Tariff Announcements Shake Energy Markets
President Trump’s aggressive trade policies, including a proposed 100% tariff on foreign semiconductors and targeted duties on goods from nations like India and China for trading with Russia, have jolted oil markets. Brent crude rose 68 cents, or 1%, to $67.56 per barrel, while U.S. West Texas Intermediate (WTI) crude gained 66 cents, or 1%, settling at $64.54 per barrel. These tariffs, particularly the 25% duty on Indian goods effective August 1, 2025, could disrupt up to 2.3 million barrels per day of Russian oil imports to India, tightening global supply and pushing prices higher, according to JP Morgan.
The tariffs have sparked fears of a broader trade war, which could dampen U.S. economic growth and reduce oil demand. Analysts at Rystad Energy warn that a prolonged trade conflict might slash Chinese oil demand growth, a key driver of global consumption. However, exemptions for companies investing in U.S. manufacturing, such as chipmakers TSMC and Samsung, signal Trump’s push to bolster domestic industry, potentially stabilizing energy-intensive sectors.
Dollar Drop and U.S. Inventory Trends
A declining U.S. dollar, down 0.2% on Wednesday per the U.S. Dollar Index, supported oil price gains by making crude more affordable for foreign buyers. U.S. Energy Information Administration (EIA) data showed a surprising 7.7 million-barrel build in crude inventories for the week ending July 25, 2025, against expectations of a 1.3 million-barrel draw. However, gasoline stocks dropped by 2.7 million barrels, reflecting strong demand during the U.S. summer driving season, which provided a bullish signal for refiners and fuel retailers.

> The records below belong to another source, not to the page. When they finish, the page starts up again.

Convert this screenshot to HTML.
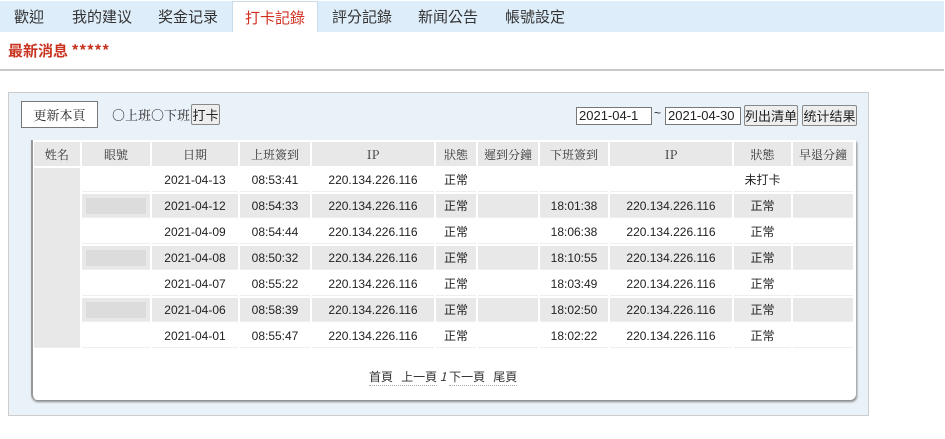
<!DOCTYPE html>
<html><head><meta charset="utf-8"><style>
*{margin:0;padding:0;box-sizing:border-box}
body{width:945px;height:439px;background:#fff;font-family:"Liberation Sans","Noto Sans CJK TC",sans-serif;position:relative;overflow:hidden;color:#222}
.bar{position:absolute;left:0;top:1px;width:944px;height:31px;background:#deedfa}
.tab{position:absolute;top:1px;height:31px;line-height:31px;font-size:15px;color:#333;font-family:"Noto Sans CJK TC",sans-serif}
.tab.act{background:#fff;color:#d03020;border:1px solid #c9dcec;border-bottom:none;text-align:center}
.news{position:absolute;left:8px;top:40px;font-size:15px;color:#c8321e;font-weight:bold;font-family:"Noto Sans CJK TC",sans-serif}
.hr{position:absolute;left:0;top:69px;width:944px;height:2px;background:#c8c8c8}
.panel{position:absolute;left:8px;top:92px;width:861px;height:324px;background:#eaf2f9;border:1px solid #ccc}
.btn{position:absolute;background:#fff;border:1px solid #777;font-size:13px;font-family:"Noto Serif CJK TC",serif;text-align:center}
.gbtn{position:absolute;background:#eee;border:1px solid #888;border-radius:2px;font-size:13px;text-align:center;font-family:"Noto Sans CJK TC",sans-serif}
.inp{position:absolute;background:#fff;border:1px solid #777;font-size:13px;padding-left:2px}
.box{position:absolute;left:31px;top:140px;width:825px;height:260px;background:#fff;border-left:2px solid #999;box-shadow:1px 2px 2px #888;border-radius:0 0 6px 6px}
table{position:absolute;left:32px;top:142px;border-collapse:separate;border-spacing:2px 2px;margin:-2px 0 0 0;font-size:12px}
td,th{height:24px;text-align:center;padding:0}
th{background:#e8e8e8;font-family:"Noto Serif CJK TC",serif;font-weight:normal;color:#333;font-size:12px}
tr.g td{background:#e8e8e8}
td.n{background:#e8e8e8}
td{border-bottom:1px solid #eee}
td.b span{display:inline-block;width:60px;height:16px;background:#dcdcdc;vertical-align:middle}
.pg{position:absolute;left:369px;top:368px;font-size:12px;color:#333;font-family:"Noto Sans CJK TC",sans-serif}
.pg span{border-bottom:1px dotted #aaa}
</style></head><body>
<div class="bar"></div>
<div class="tab" style="left:14px">歡迎</div>
<div class="tab" style="left:72px">我的建议</div>
<div class="tab" style="left:158px">奖金记录</div>
<div class="tab act" style="left:232px;width:86px">打卡記錄</div>
<div class="tab" style="left:332px">評分記錄</div>
<div class="tab" style="left:418px">新闻公告</div>
<div class="tab" style="left:505px">帳號設定</div>
<div class="news">最新消息 *****</div>
<div class="hr"></div>
<div class="panel"></div>
<div class="btn" style="left:21px;top:101px;width:77px;height:27px;line-height:25px">更新本頁</div>
<div style="position:absolute;left:112px;top:105px;font-size:13px;font-family:'Noto Serif CJK TC',serif">○上班○下班</div>
<div class="gbtn" style="left:191px;top:104px;width:29px;height:21px;line-height:19px">打卡</div>
<div class="inp" style="left:576px;top:107px;width:76px;height:18px;line-height:16px">2021-04-1</div>
<div style="position:absolute;left:654px;top:106px;font-size:12px">~</div>
<div class="inp" style="left:665px;top:107px;width:76px;height:18px;line-height:16px">2021-04-30</div>
<div class="gbtn" style="left:744px;top:105px;width:54px;height:21px;line-height:19px">列出清单</div>
<div class="gbtn" style="left:802px;top:105px;width:55px;height:21px;line-height:19px">统计结果</div>
<div class="box"></div>
<table>
<tr><th style="width:46px">姓名</th><th style="width:68px">眼號</th><th style="width:86px">日期</th><th style="width:70px">上班簽到</th><th style="width:122px">IP</th><th style="width:40px">狀態</th><th style="width:60px">遲到分鐘</th><th style="width:68px">下班簽到</th><th style="width:122px">IP</th><th style="width:57px">狀態</th><th style="width:60px">早退分鐘</th></tr>
<tr><td class="n" rowspan="7"></td><td></td><td>2021-04-13</td><td>08:53:41</td><td>220.134.226.116</td><td>正常</td><td></td><td></td><td></td><td>未打卡</td><td></td></tr>
<tr class="g"><td class="b"><span></span></td><td>2021-04-12</td><td>08:54:33</td><td>220.134.226.116</td><td>正常</td><td></td><td>18:01:38</td><td>220.134.226.116</td><td>正常</td><td></td></tr>
<tr><td></td><td>2021-04-09</td><td>08:54:44</td><td>220.134.226.116</td><td>正常</td><td></td><td>18:06:38</td><td>220.134.226.116</td><td>正常</td><td></td></tr>
<tr class="g"><td class="b"><span></span></td><td>2021-04-08</td><td>08:50:32</td><td>220.134.226.116</td><td>正常</td><td></td><td>18:10:55</td><td>220.134.226.116</td><td>正常</td><td></td></tr>
<tr><td></td><td>2021-04-07</td><td>08:55:22</td><td>220.134.226.116</td><td>正常</td><td></td><td>18:03:49</td><td>220.134.226.116</td><td>正常</td><td></td></tr>
<tr class="g"><td class="b"><span></span></td><td>2021-04-06</td><td>08:58:39</td><td>220.134.226.116</td><td>正常</td><td></td><td>18:02:50</td><td>220.134.226.116</td><td>正常</td><td></td></tr>
<tr><td></td><td>2021-04-01</td><td>08:55:47</td><td>220.134.226.116</td><td>正常</td><td></td><td>18:02:22</td><td>220.134.226.116</td><td>正常</td><td></td></tr>
</table>
<div class="pg"><span>首頁&nbsp;&nbsp; 上一頁</span> <i>1</i> <span>下一頁&nbsp;&nbsp; 尾頁</span></div>
</body></html>
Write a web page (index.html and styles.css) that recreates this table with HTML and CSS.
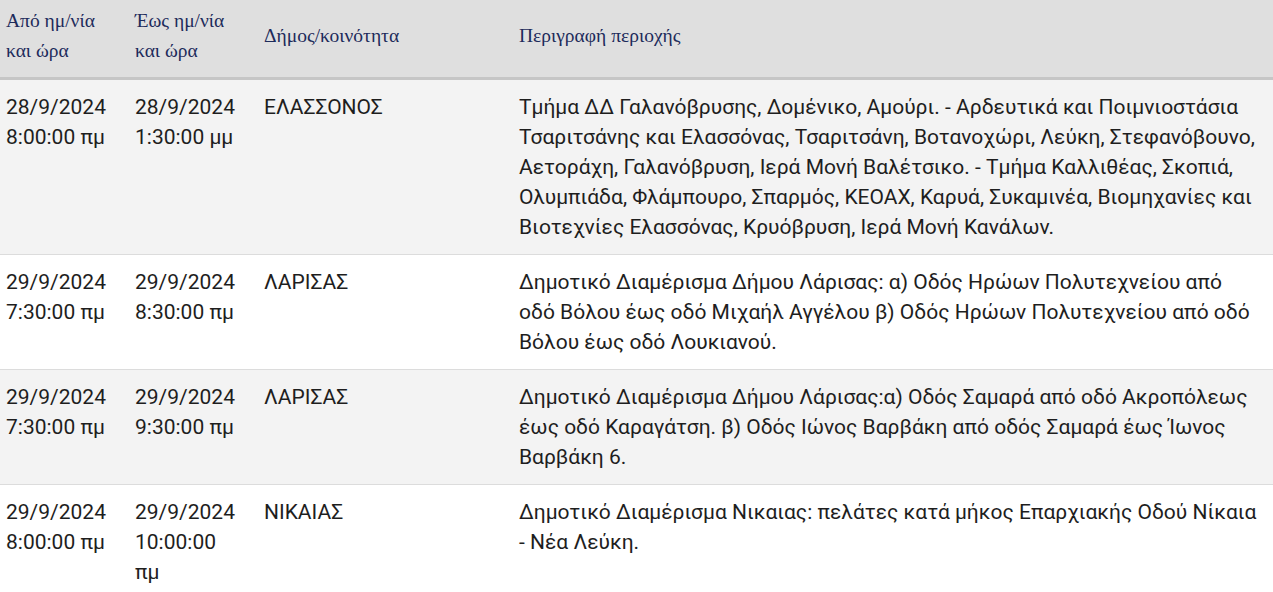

Geopolitical Risks Add Pressure
Geopolitical developments, including Houthi attacks on Red Sea shipping, have raised concerns about oil supply routes. Recent assaults, such as a drone and speedboat attack on a Liberian-flagged vessel, have forced rerouting, increasing shipping costs for U.S. importers of oil and liquefied natural gas. Tensions in the Middle East, particularly involving Iran, could further spike prices, with Capital Economics estimating Brent could hit $80-$100 per barrel if Iran’s oil infrastructure is disrupted. Such a scenario would hit U.S. consumers hard, raising costs at the pump.
U.S. Production and Policy Challenges
The EIA revised its 2025 U.S. oil production forecast downward, citing lower prices curbing drilling activity. This aligns with statements from U.S. producers like Diamondback, which suggested domestic onshore oil output may have peaked. Trump’s “Drill, baby, drill” policy faces hurdles, as tariffs on Canadian and Mexican crude could raise costs for U.S. refineries, particularly those processing heavier grades. This could lead to higher gasoline and diesel prices, impacting American drivers and businesses.
Federal Reserve Chair Jerome Powell has cautioned that tariffs could fuel inflation, potentially forcing interest rate hikes that would slow economic growth and oil demand. A 90-day tariff truce with China and a trade deal with Japan offer some relief, but the August 1 deadline for other trade partners, including Canada and Mexico, looms large. Two-thirds of the U.S.’s top trade partners have secured deals, but unresolved agreements could exacerbate energy market volatility.
Impact on American Consumers and Industry
For U.S. consumers, lower oil prices earlier in 2025 have kept gasoline prices manageable, but tariff-related supply chain disruptions threaten to reverse these gains. Higher crude import costs from Canada and Mexico could squeeze refining margins, leading to pricier fuel and heating costs as winter approaches. U.S. industries, from manufacturing to logistics, face increased operational costs if energy prices rise further.
The oil industry itself is under pressure. With Brent prices hovering near $67, some U.S. shale producers are finding current levels unprofitable, potentially leading to reduced output. Meanwhile, OPEC+ plans to boost production by 548,000 barrels per day in August, which could cap price gains unless geopolitical or trade disruptions intensify.
Market Outlook and Investor Sentiment
Investor sentiment remains cautious, with platforms like Stocktwits showing “extremely bearish” views on the United States Oil Fund (USO). Goldman Sachs lowered its December 2025 Brent price forecast to $66 per barrel, citing recession risks and potential OPEC+ supply increases. HSBC also cut its 2025 global oil demand growth estimate to 0.9 million barrels per day, reflecting trade-related uncertainties.
Despite Wednesday’s 1% gain, Brent is down 1.23% over the past month and 12.26% lower than last year, signaling persistent market challenges. Technical support at $70 per barrel offers hope for a rebound, but downside risks remain if trade tensions escalate.
Looking Ahead
The 1% oil price increase on August 6, 2025, underscores the complex interplay of Trump’s tariff policies, geopolitical risks, and U.S. market dynamics. While strong gasoline demand and a weaker dollar provide near-term support, the threat of trade wars and supply chain disruptions looms large. American consumers and businesses should brace for potential price volatility at the pump and beyond, as global energy markets navigate an uncertain path.